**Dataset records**
>>>

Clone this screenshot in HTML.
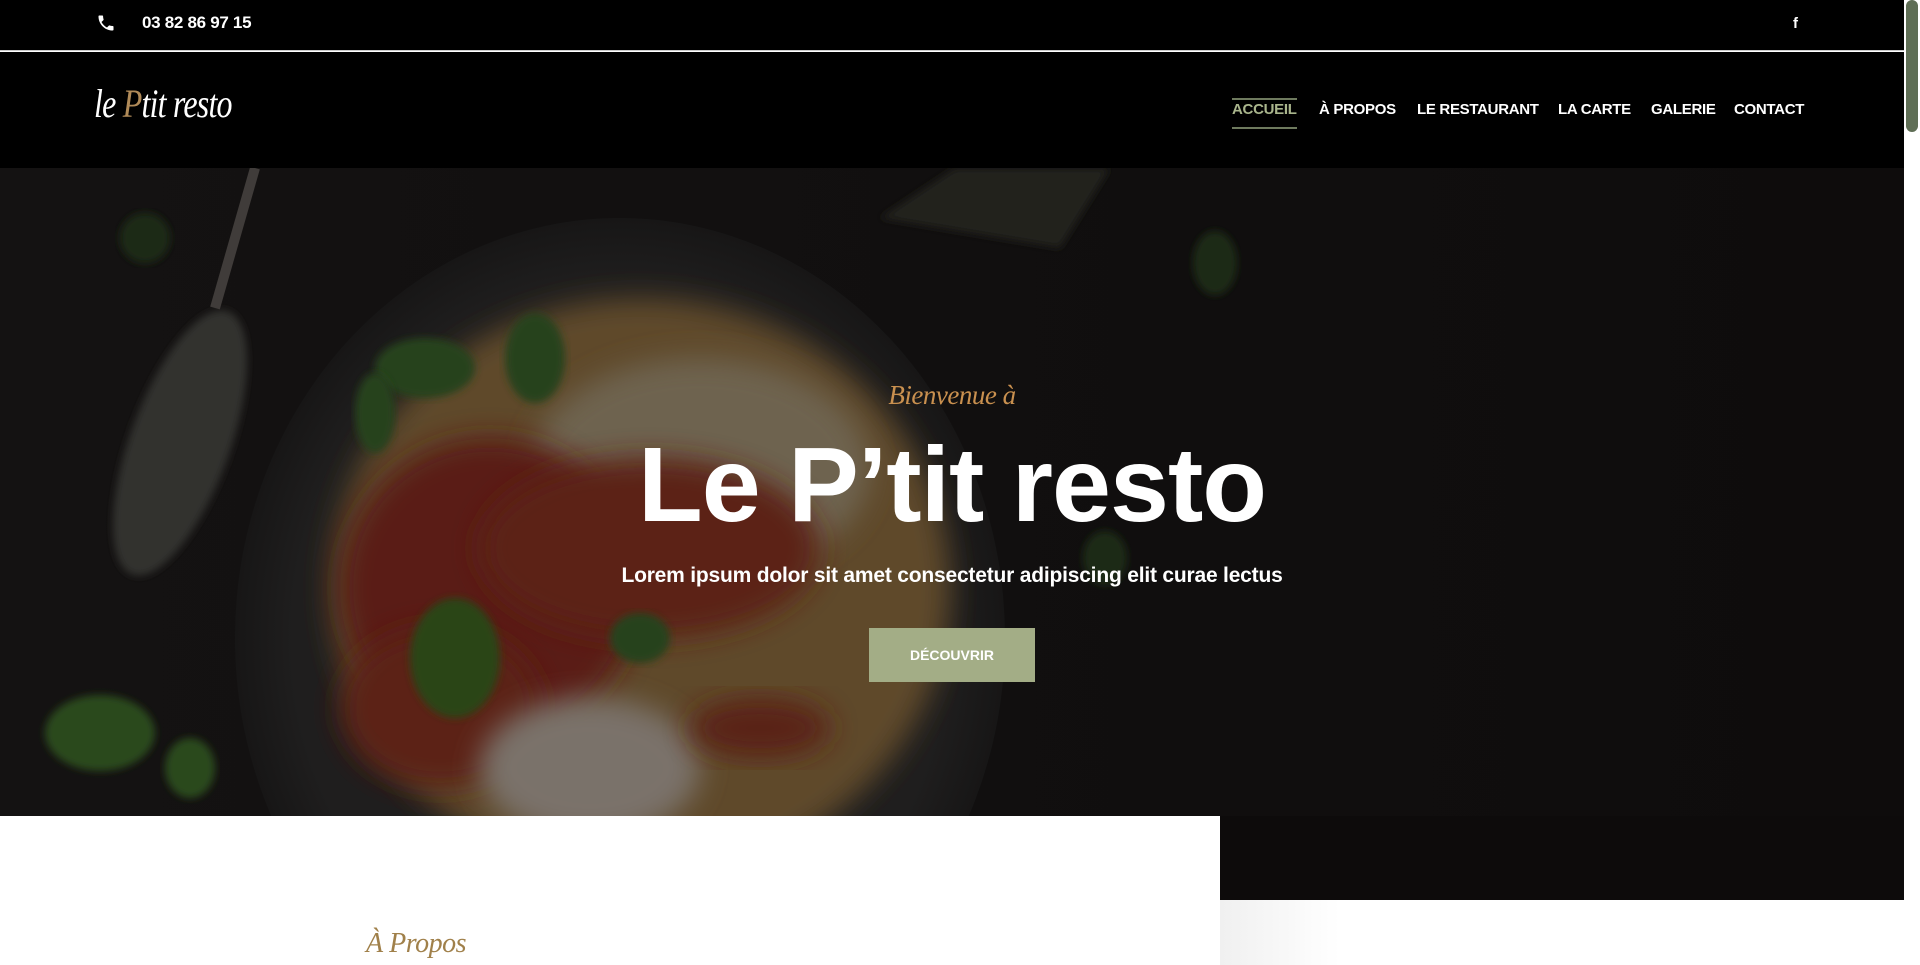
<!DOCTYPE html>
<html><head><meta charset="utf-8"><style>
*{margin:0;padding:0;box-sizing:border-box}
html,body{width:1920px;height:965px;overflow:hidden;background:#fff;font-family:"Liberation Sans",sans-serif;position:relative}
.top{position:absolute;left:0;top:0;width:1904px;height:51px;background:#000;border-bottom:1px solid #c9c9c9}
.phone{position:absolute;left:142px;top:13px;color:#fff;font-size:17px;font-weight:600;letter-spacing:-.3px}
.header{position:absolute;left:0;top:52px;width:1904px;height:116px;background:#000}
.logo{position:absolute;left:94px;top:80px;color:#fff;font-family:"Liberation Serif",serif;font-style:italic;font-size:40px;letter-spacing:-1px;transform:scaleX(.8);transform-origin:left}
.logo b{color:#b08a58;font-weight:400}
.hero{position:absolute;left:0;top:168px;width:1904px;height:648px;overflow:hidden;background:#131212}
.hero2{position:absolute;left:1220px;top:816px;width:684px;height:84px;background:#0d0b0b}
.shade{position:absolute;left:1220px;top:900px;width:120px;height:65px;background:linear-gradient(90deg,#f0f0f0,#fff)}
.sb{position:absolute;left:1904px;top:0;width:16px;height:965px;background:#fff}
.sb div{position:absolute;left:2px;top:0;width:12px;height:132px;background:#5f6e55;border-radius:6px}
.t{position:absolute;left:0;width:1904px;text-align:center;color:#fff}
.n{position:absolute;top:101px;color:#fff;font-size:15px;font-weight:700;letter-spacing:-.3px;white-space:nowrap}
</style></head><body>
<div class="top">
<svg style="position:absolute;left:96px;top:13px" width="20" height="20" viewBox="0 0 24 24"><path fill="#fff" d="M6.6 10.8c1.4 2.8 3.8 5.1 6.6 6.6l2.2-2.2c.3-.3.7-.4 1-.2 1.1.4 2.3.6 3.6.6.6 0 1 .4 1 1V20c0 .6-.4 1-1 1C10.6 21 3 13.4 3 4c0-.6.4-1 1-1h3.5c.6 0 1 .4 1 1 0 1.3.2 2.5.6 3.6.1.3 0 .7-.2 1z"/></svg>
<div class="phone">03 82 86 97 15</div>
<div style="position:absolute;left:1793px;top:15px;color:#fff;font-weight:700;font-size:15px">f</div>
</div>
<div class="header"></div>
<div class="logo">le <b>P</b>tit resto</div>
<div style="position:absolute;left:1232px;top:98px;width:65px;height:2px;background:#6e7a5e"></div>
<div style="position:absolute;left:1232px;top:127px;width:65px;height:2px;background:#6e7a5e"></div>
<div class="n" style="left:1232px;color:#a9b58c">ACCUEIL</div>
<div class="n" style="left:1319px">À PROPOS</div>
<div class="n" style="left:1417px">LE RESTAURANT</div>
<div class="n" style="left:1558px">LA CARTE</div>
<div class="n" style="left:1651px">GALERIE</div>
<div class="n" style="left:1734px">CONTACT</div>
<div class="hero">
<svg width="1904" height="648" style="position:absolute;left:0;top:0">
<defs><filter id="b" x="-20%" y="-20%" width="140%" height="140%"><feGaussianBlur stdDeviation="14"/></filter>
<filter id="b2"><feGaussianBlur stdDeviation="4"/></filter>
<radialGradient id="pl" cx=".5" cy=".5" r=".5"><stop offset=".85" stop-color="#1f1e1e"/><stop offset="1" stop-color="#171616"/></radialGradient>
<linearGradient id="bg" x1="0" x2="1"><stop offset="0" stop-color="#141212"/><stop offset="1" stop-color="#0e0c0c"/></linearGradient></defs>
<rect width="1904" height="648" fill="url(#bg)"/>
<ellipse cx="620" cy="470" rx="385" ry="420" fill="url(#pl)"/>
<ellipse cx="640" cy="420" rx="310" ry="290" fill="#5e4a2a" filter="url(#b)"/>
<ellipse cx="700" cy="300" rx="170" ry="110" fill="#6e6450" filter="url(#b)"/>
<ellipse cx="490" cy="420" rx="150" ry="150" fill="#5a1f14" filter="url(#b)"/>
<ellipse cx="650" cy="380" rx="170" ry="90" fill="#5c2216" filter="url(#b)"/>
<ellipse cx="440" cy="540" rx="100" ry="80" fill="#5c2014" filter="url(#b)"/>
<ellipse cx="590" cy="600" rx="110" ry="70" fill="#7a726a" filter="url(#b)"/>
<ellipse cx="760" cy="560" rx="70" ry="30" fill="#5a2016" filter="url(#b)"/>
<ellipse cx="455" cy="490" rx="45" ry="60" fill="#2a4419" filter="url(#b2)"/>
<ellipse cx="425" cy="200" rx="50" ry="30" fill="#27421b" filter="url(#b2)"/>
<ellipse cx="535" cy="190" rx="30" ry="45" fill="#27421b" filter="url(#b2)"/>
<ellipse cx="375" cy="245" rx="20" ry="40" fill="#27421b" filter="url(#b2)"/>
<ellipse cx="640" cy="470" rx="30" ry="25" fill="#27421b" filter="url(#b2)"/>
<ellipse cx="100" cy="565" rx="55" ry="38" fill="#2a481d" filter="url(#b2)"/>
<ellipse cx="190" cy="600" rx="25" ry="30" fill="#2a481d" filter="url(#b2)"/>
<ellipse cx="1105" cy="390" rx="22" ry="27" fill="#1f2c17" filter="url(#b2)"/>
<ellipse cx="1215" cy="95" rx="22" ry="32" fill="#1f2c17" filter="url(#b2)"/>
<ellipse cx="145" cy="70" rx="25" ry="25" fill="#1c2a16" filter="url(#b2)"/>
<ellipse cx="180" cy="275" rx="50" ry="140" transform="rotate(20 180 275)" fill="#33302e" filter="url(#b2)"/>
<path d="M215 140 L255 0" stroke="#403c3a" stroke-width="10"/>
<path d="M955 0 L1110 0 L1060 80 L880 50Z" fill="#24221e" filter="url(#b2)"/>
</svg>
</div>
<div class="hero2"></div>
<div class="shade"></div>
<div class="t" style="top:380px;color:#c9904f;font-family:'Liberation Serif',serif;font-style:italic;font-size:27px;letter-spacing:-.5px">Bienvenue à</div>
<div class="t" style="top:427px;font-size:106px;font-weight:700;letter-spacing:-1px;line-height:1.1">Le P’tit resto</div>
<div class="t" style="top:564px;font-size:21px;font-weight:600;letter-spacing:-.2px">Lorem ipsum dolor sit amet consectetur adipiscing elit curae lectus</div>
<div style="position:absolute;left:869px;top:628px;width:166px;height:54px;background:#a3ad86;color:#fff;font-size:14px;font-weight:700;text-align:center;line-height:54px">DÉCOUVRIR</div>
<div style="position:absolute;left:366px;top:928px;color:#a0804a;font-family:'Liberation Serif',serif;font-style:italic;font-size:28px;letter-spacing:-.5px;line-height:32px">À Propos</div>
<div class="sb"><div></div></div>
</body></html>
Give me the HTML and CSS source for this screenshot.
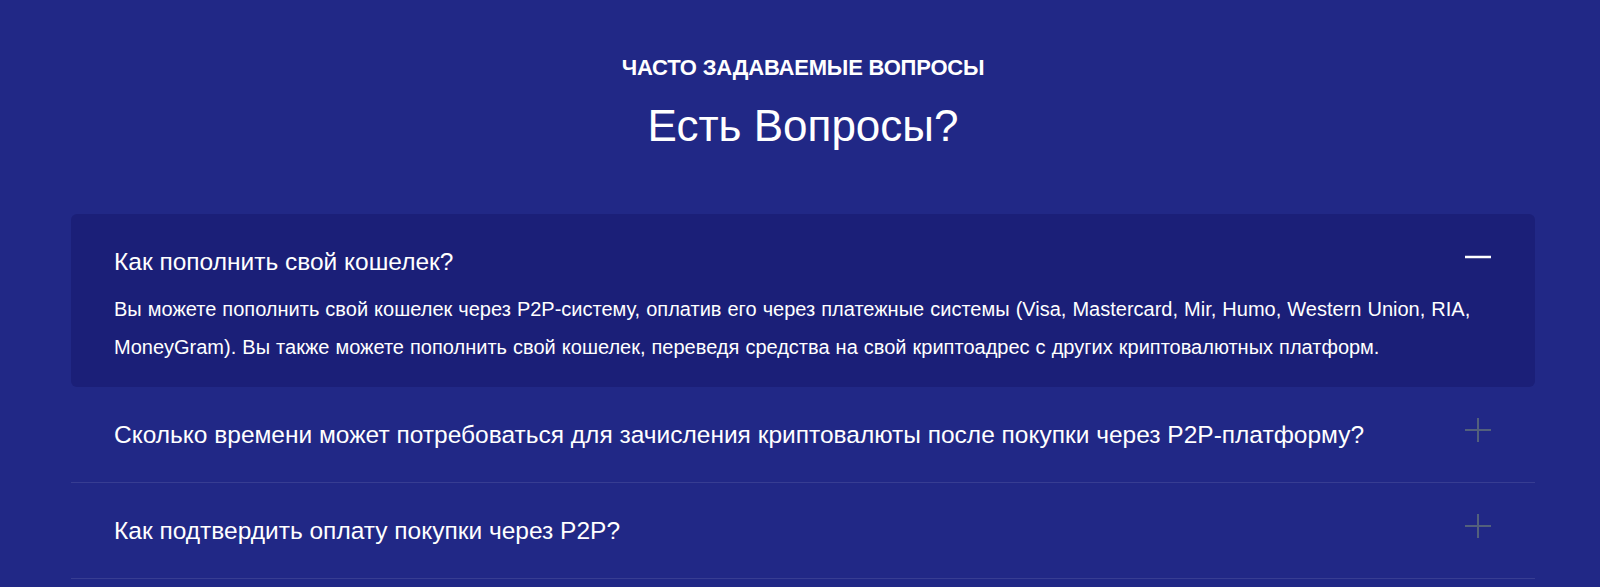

<<<

**AIM**
Set down the lines of the records above exactly, apart from the pictures.

**RESPONSE**
Clone this screenshot in HTML.
<!DOCTYPE html>
<html><head><meta charset="utf-8"><style>
*{margin:0;padding:0;box-sizing:border-box}
html,body{width:1920px;height:965px;overflow:hidden;background:#fff;font-family:"Liberation Sans",sans-serif;position:relative}
.top{position:absolute;left:0;top:0;width:1904px;height:51px;background:#000;border-bottom:1px solid #c9c9c9}
.phone{position:absolute;left:142px;top:13px;color:#fff;font-size:17px;font-weight:600;letter-spacing:-.3px}
.header{position:absolute;left:0;top:52px;width:1904px;height:116px;background:#000}
.logo{position:absolute;left:94px;top:80px;color:#fff;font-family:"Liberation Serif",serif;font-style:italic;font-size:40px;letter-spacing:-1px;transform:scaleX(.8);transform-origin:left}
.logo b{color:#b08a58;font-weight:400}
.hero{position:absolute;left:0;top:168px;width:1904px;height:648px;overflow:hidden;background:#131212}
.hero2{position:absolute;left:1220px;top:816px;width:684px;height:84px;background:#0d0b0b}
.shade{position:absolute;left:1220px;top:900px;width:120px;height:65px;background:linear-gradient(90deg,#f0f0f0,#fff)}
.sb{position:absolute;left:1904px;top:0;width:16px;height:965px;background:#fff}
.sb div{position:absolute;left:2px;top:0;width:12px;height:132px;background:#5f6e55;border-radius:6px}
.t{position:absolute;left:0;width:1904px;text-align:center;color:#fff}
.n{position:absolute;top:101px;color:#fff;font-size:15px;font-weight:700;letter-spacing:-.3px;white-space:nowrap}
</style></head><body>
<div class="top">
<svg style="position:absolute;left:96px;top:13px" width="20" height="20" viewBox="0 0 24 24"><path fill="#fff" d="M6.6 10.8c1.4 2.8 3.8 5.1 6.6 6.6l2.2-2.2c.3-.3.7-.4 1-.2 1.1.4 2.3.6 3.6.6.6 0 1 .4 1 1V20c0 .6-.4 1-1 1C10.6 21 3 13.4 3 4c0-.6.4-1 1-1h3.5c.6 0 1 .4 1 1 0 1.3.2 2.5.6 3.6.1.3 0 .7-.2 1z"/></svg>
<div class="phone">03 82 86 97 15</div>
<div style="position:absolute;left:1793px;top:15px;color:#fff;font-weight:700;font-size:15px">f</div>
</div>
<div class="header"></div>
<div class="logo">le <b>P</b>tit resto</div>
<div style="position:absolute;left:1232px;top:98px;width:65px;height:2px;background:#6e7a5e"></div>
<div style="position:absolute;left:1232px;top:127px;width:65px;height:2px;background:#6e7a5e"></div>
<div class="n" style="left:1232px;color:#a9b58c">ACCUEIL</div>
<div class="n" style="left:1319px">À PROPOS</div>
<div class="n" style="left:1417px">LE RESTAURANT</div>
<div class="n" style="left:1558px">LA CARTE</div>
<div class="n" style="left:1651px">GALERIE</div>
<div class="n" style="left:1734px">CONTACT</div>
<div class="hero">
<svg width="1904" height="648" style="position:absolute;left:0;top:0">
<defs><filter id="b" x="-20%" y="-20%" width="140%" height="140%"><feGaussianBlur stdDeviation="14"/></filter>
<filter id="b2"><feGaussianBlur stdDeviation="4"/></filter>
<radialGradient id="pl" cx=".5" cy=".5" r=".5"><stop offset=".85" stop-color="#1f1e1e"/><stop offset="1" stop-color="#171616"/></radialGradient>
<linearGradient id="bg" x1="0" x2="1"><stop offset="0" stop-color="#141212"/><stop offset="1" stop-color="#0e0c0c"/></linearGradient></defs>
<rect width="1904" height="648" fill="url(#bg)"/>
<ellipse cx="620" cy="470" rx="385" ry="420" fill="url(#pl)"/>
<ellipse cx="640" cy="420" rx="310" ry="290" fill="#5e4a2a" filter="url(#b)"/>
<ellipse cx="700" cy="300" rx="170" ry="110" fill="#6e6450" filter="url(#b)"/>
<ellipse cx="490" cy="420" rx="150" ry="150" fill="#5a1f14" filter="url(#b)"/>
<ellipse cx="650" cy="380" rx="170" ry="90" fill="#5c2216" filter="url(#b)"/>
<ellipse cx="440" cy="540" rx="100" ry="80" fill="#5c2014" filter="url(#b)"/>
<ellipse cx="590" cy="600" rx="110" ry="70" fill="#7a726a" filter="url(#b)"/>
<ellipse cx="760" cy="560" rx="70" ry="30" fill="#5a2016" filter="url(#b)"/>
<ellipse cx="455" cy="490" rx="45" ry="60" fill="#2a4419" filter="url(#b2)"/>
<ellipse cx="425" cy="200" rx="50" ry="30" fill="#27421b" filter="url(#b2)"/>
<ellipse cx="535" cy="190" rx="30" ry="45" fill="#27421b" filter="url(#b2)"/>
<ellipse cx="375" cy="245" rx="20" ry="40" fill="#27421b" filter="url(#b2)"/>
<ellipse cx="640" cy="470" rx="30" ry="25" fill="#27421b" filter="url(#b2)"/>
<ellipse cx="100" cy="565" rx="55" ry="38" fill="#2a481d" filter="url(#b2)"/>
<ellipse cx="190" cy="600" rx="25" ry="30" fill="#2a481d" filter="url(#b2)"/>
<ellipse cx="1105" cy="390" rx="22" ry="27" fill="#1f2c17" filter="url(#b2)"/>
<ellipse cx="1215" cy="95" rx="22" ry="32" fill="#1f2c17" filter="url(#b2)"/>
<ellipse cx="145" cy="70" rx="25" ry="25" fill="#1c2a16" filter="url(#b2)"/>
<ellipse cx="180" cy="275" rx="50" ry="140" transform="rotate(20 180 275)" fill="#33302e" filter="url(#b2)"/>
<path d="M215 140 L255 0" stroke="#403c3a" stroke-width="10"/>
<path d="M955 0 L1110 0 L1060 80 L880 50Z" fill="#24221e" filter="url(#b2)"/>
</svg>
</div>
<div class="hero2"></div>
<div class="shade"></div>
<div class="t" style="top:380px;color:#c9904f;font-family:'Liberation Serif',serif;font-style:italic;font-size:27px;letter-spacing:-.5px">Bienvenue à</div>
<div class="t" style="top:427px;font-size:106px;font-weight:700;letter-spacing:-1px;line-height:1.1">Le P’tit resto</div>
<div class="t" style="top:564px;font-size:21px;font-weight:600;letter-spacing:-.2px">Lorem ipsum dolor sit amet consectetur adipiscing elit curae lectus</div>
<div style="position:absolute;left:869px;top:628px;width:166px;height:54px;background:#a3ad86;color:#fff;font-size:14px;font-weight:700;text-align:center;line-height:54px">DÉCOUVRIR</div>
<div style="position:absolute;left:366px;top:928px;color:#a0804a;font-family:'Liberation Serif',serif;font-style:italic;font-size:28px;letter-spacing:-.5px;line-height:32px">À Propos</div>
<div class="sb"><div></div></div>
</body></html>
Give me the HTML and CSS source for this screenshot.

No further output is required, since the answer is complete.